━━━━━ SOURCE DATA
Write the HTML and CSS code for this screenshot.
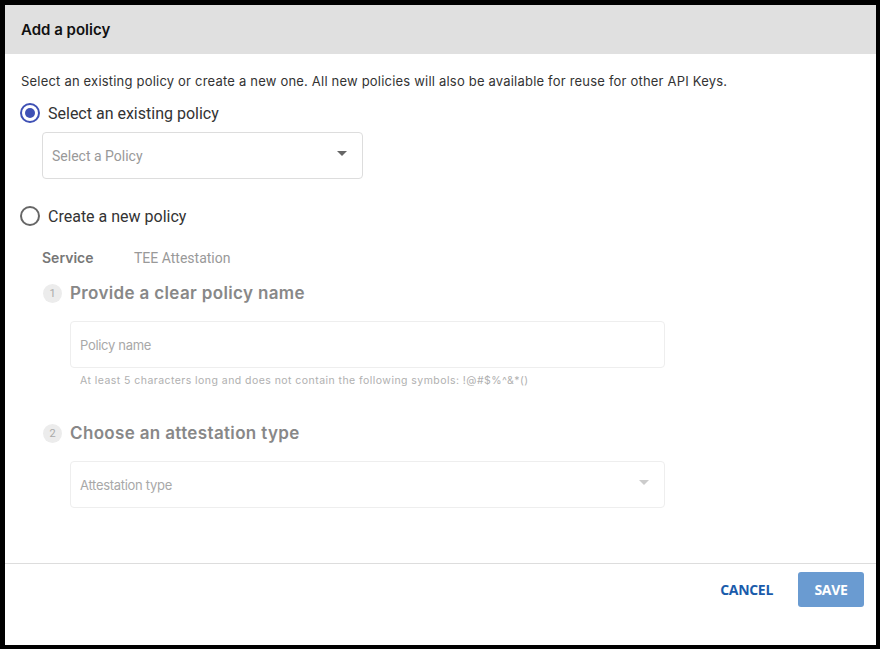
FILE: index.html
```html
<!DOCTYPE html>
<html>
<head>
<meta charset="utf-8">
<link rel="stylesheet" href="styles.css">
</head>
<body>
<div class="dialog">
  <div class="header">Add a policy</div>
  <div class="content">
    <p class="intro">Select an existing policy or create a new one. All new policies will also be available for reuse for other API Keys.</p>
    <label class="radio-row">
      <span class="radio checked"><span class="dot"></span></span>
      <span class="radio-label">Select an existing policy</span>
    </label>
    <div class="select existing">
      <span class="placeholder">Select a Policy</span>
      <span class="caret"></span>
    </div>
    <label class="radio-row second">
      <span class="radio"></span>
      <span class="radio-label">Create a new policy</span>
    </label>
    <div class="new-policy">
      <div class="service-row">
        <span class="service-key">Service</span>
        <span class="service-val">TEE Attestation</span>
      </div>
      <div class="step">
        <span class="step-num">1</span>
        <span class="step-title">Provide a clear policy name</span>
      </div>
      <div class="field input">
        <span class="placeholder light">Policy name</span>
      </div>
      <div class="hint">At least 5 characters long and does not contain the following symbols: !@#$%^&amp;*()</div>
      <div class="step step2">
        <span class="step-num">2</span>
        <span class="step-title">Choose an attestation type</span>
      </div>
      <div class="field input">
        <span class="placeholder light">Attestation type</span>
        <span class="caret faint"></span>
      </div>
    </div>
  </div>
  <div class="footer">
    <button class="btn cancel">CANCEL</button>
    <button class="btn save">SAVE</button>
  </div>
</div>
</body>
</html>
```

FILE: styles.css
```css
html, body {
  margin: 0;
  padding: 0;
  background: #000;
}
body {
  padding: 5px 4px 4px 5px;
  height: 649px;
  box-sizing: border-box;
}
.dialog {
  width: 871px;
  height: 640px;
  background: #fff;
  display: flex;
  flex-direction: column;
  font-family: Inter, "Liberation Sans", sans-serif;
}
.header {
  height: 49px;
  background: #e0e0e0;
  display: flex;
  align-items: center;
  padding-left: 16px;
  font-size: 15px;
  font-weight: 600;
  color: #111;
  letter-spacing: 0;
}
.content {
  flex: 1;
  padding: 0 16px;
}
.intro {
  margin: 18px 0 0;
  font-size: 13px;
  color: #333;
  letter-spacing: 0.2px;
  line-height: 18px;
}
.radio-row {
  display: flex;
  align-items: center;
  margin-top: 11px;
  height: 24px;
}
.radio-row.second {
  margin-top: 25px;
}
.radio {
  width: 20px;
  height: 20px;
  box-sizing: border-box;
  border: 2px solid #666;
  border-radius: 50%;
  display: flex;
  align-items: center;
  justify-content: center;
  margin-left: -1px;
}
.radio.checked {
  border-color: #3f51b5;
}
.dot {
  width: 10px;
  height: 10px;
  border-radius: 50%;
  background: #3f51b5;
}
.radio-label {
  margin-left: 8px;
  font-family: Roboto, "Liberation Sans", sans-serif;
  font-size: 16px;
  color: #333;
}
.select {
  position: relative;
  box-sizing: border-box;
  border: 1px solid #ddd;
  border-radius: 4px;
  display: flex;
  align-items: center;
  padding: 0 10px 0 9px;
}
.existing {
  width: 321px;
  height: 47px;
  margin: 7px 0 0 21px;
}
.placeholder {
  font-family: Roboto, "Liberation Sans", sans-serif;
  font-size: 14px;
  color: #999;
}
.placeholder.light {
  font-family: Inter, "Liberation Sans", sans-serif;
  font-size: 13px;
  color: #a8a8a8;
  letter-spacing: -0.3px;
}
.caret {
  margin-left: auto;
  width: 0;
  height: 0;
  border-left: 5px solid transparent;
  border-right: 5px solid transparent;
  border-top: 5px solid #666;
  margin-right: 5px;
  margin-top: -4px;
}
.caret.faint {
  border-top-color: #ccc;
}
.new-policy {
  padding-left: 21px;
}
.service-row {
  margin-top: 21px;
  display: flex;
  align-items: baseline;
  height: 20px;
}
.service-key {
  font-size: 14px;
  font-weight: 600;
  color: #777;
  width: 92px;
  letter-spacing: 0;
}
.service-val {
  font-family: Roboto, "Liberation Sans", sans-serif;
  font-size: 14px;
  color: #999;
}
.step {
  display: flex;
  align-items: center;
  margin-top: 13px;
  height: 22px;
}
.step2 {
  margin-top: 35px;
}
.step-num {
  width: 19px;
  height: 19px;
  border-radius: 50%;
  background: #ececec;
  color: #aaa;
  font-family: Roboto, "Liberation Sans", sans-serif;
  font-size: 11px;
  display: flex;
  align-items: center;
  justify-content: center;
  margin-left: 1px;
}
.step-title {
  margin-left: 8px;
  font-size: 17px;
  font-weight: 600;
  color: #888;
  letter-spacing: 0.35px;
}
.field {
  box-sizing: border-box;
  width: 595px;
  height: 47px;
  margin: 17px 0 0 28px;
  border: 1px solid #eee;
  border-radius: 4px;
  display: flex;
  align-items: center;
  padding: 0 10px 0 9px;
}
.hint {
  margin: 6px 0 0 38px;
  font-size: 10.5px;
  color: #b0b0b0;
  letter-spacing: 0.45px;
}
.footer {
  height: 82px;
  border-top: 1px solid #ddd;
  display: flex;
  align-items: flex-start;
  justify-content: flex-end;
  padding: 8px 12px 0 0;
  box-sizing: border-box;
}
.btn {
  border: none;
  font-family: "Open Sans", "Liberation Sans", sans-serif;
  font-size: 14px;
  font-weight: 700;
  letter-spacing: -0.3px;
  cursor: pointer;
}
.cancel {
  background: none;
  color: #1a5bab;
  height: 35px;
  margin-right: 13px;
  padding: 0 12px;
}
.save {
  background: #6a9bd1;
  color: #fff;
  width: 66px;
  height: 35px;
  border-radius: 3px;
}
```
━━━━━━━━━━
All of the material above is to be copied exactly, except for its images.

Write the HTML and CSS code for this screenshot.
FILE: index.html
```html
<!DOCTYPE html>
<html>
<head>
<meta charset="utf-8">
<link rel="stylesheet" href="styles.css">
</head>
<body>
<div class="dialog">
  <div class="header">Add a policy</div>
  <div class="content">
    <p class="intro">Select an existing policy or create a new one. All new policies will also be available for reuse for other API Keys.</p>
    <label class="radio-row">
      <span class="radio checked"><span class="dot"></span></span>
      <span class="radio-label">Select an existing policy</span>
    </label>
    <div class="select existing">
      <span class="placeholder">Select a Policy</span>
      <span class="caret"></span>
    </div>
    <label class="radio-row second">
      <span class="radio"></span>
      <span class="radio-label">Create a new policy</span>
    </label>
    <div class="new-policy">
      <div class="service-row">
        <span class="service-key">Service</span>
        <span class="service-val">TEE Attestation</span>
      </div>
      <div class="step">
        <span class="step-num">1</span>
        <span class="step-title">Provide a clear policy name</span>
      </div>
      <div class="field input">
        <span class="placeholder light">Policy name</span>
      </div>
      <div class="hint">At least 5 characters long and does not contain the following symbols: !@#$%^&amp;*()</div>
      <div class="step step2">
        <span class="step-num">2</span>
        <span class="step-title">Choose an attestation type</span>
      </div>
      <div class="field input">
        <span class="placeholder light">Attestation type</span>
        <span class="caret faint"></span>
      </div>
    </div>
  </div>
  <div class="footer">
    <button class="btn cancel">CANCEL</button>
    <button class="btn save">SAVE</button>
  </div>
</div>
</body>
</html>
```

FILE: styles.css
```css
html, body {
  margin: 0;
  padding: 0;
  background: #000;
}
body {
  padding: 5px 4px 4px 5px;
  height: 649px;
  box-sizing: border-box;
}
.dialog {
  width: 871px;
  height: 640px;
  background: #fff;
  display: flex;
  flex-direction: column;
  font-family: Inter, "Liberation Sans", sans-serif;
}
.header {
  height: 49px;
  background: #e0e0e0;
  display: flex;
  align-items: center;
  padding-left: 16px;
  font-size: 15px;
  font-weight: 600;
  color: #111;
  letter-spacing: 0;
}
.content {
  flex: 1;
  padding: 0 16px;
}
.intro {
  margin: 18px 0 0;
  font-size: 13px;
  color: #333;
  letter-spacing: 0.2px;
  line-height: 18px;
}
.radio-row {
  display: flex;
  align-items: center;
  margin-top: 11px;
  height: 24px;
}
.radio-row.second {
  margin-top: 25px;
}
.radio {
  width: 20px;
  height: 20px;
  box-sizing: border-box;
  border: 2px solid #666;
  border-radius: 50%;
  display: flex;
  align-items: center;
  justify-content: center;
  margin-left: -1px;
}
.radio.checked {
  border-color: #3f51b5;
}
.dot {
  width: 10px;
  height: 10px;
  border-radius: 50%;
  background: #3f51b5;
}
.radio-label {
  margin-left: 8px;
  font-family: Roboto, "Liberation Sans", sans-serif;
  font-size: 16px;
  color: #333;
}
.select {
  position: relative;
  box-sizing: border-box;
  border: 1px solid #ddd;
  border-radius: 4px;
  display: flex;
  align-items: center;
  padding: 0 10px 0 9px;
}
.existing {
  width: 321px;
  height: 47px;
  margin: 7px 0 0 21px;
}
.placeholder {
  font-family: Roboto, "Liberation Sans", sans-serif;
  font-size: 14px;
  color: #999;
}
.placeholder.light {
  font-family: Inter, "Liberation Sans", sans-serif;
  font-size: 13px;
  color: #a8a8a8;
  letter-spacing: -0.3px;
}
.caret {
  margin-left: auto;
  width: 0;
  height: 0;
  border-left: 5px solid transparent;
  border-right: 5px solid transparent;
  border-top: 5px solid #666;
  margin-right: 5px;
  margin-top: -4px;
}
.caret.faint {
  border-top-color: #ccc;
}
.new-policy {
  padding-left: 21px;
}
.service-row {
  margin-top: 21px;
  display: flex;
  align-items: baseline;
  height: 20px;
}
.service-key {
  font-size: 14px;
  font-weight: 600;
  color: #777;
  width: 92px;
  letter-spacing: 0;
}
.service-val {
  font-family: Roboto, "Liberation Sans", sans-serif;
  font-size: 14px;
  color: #999;
}
.step {
  display: flex;
  align-items: center;
  margin-top: 13px;
  height: 22px;
}
.step2 {
  margin-top: 35px;
}
.step-num {
  width: 19px;
  height: 19px;
  border-radius: 50%;
  background: #ececec;
  color: #aaa;
  font-family: Roboto, "Liberation Sans", sans-serif;
  font-size: 11px;
  display: flex;
  align-items: center;
  justify-content: center;
  margin-left: 1px;
}
.step-title {
  margin-left: 8px;
  font-size: 17px;
  font-weight: 600;
  color: #888;
  letter-spacing: 0.35px;
}
.field {
  box-sizing: border-box;
  width: 595px;
  height: 47px;
  margin: 17px 0 0 28px;
  border: 1px solid #eee;
  border-radius: 4px;
  display: flex;
  align-items: center;
  padding: 0 10px 0 9px;
}
.hint {
  margin: 6px 0 0 38px;
  font-size: 10.5px;
  color: #b0b0b0;
  letter-spacing: 0.45px;
}
.footer {
  height: 82px;
  border-top: 1px solid #ddd;
  display: flex;
  align-items: flex-start;
  justify-content: flex-end;
  padding: 8px 12px 0 0;
  box-sizing: border-box;
}
.btn {
  border: none;
  font-family: "Open Sans", "Liberation Sans", sans-serif;
  font-size: 14px;
  font-weight: 700;
  letter-spacing: -0.3px;
  cursor: pointer;
}
.cancel {
  background: none;
  color: #1a5bab;
  height: 35px;
  margin-right: 13px;
  padding: 0 12px;
}
.save {
  background: #6a9bd1;
  color: #fff;
  width: 66px;
  height: 35px;
  border-radius: 3px;
}
```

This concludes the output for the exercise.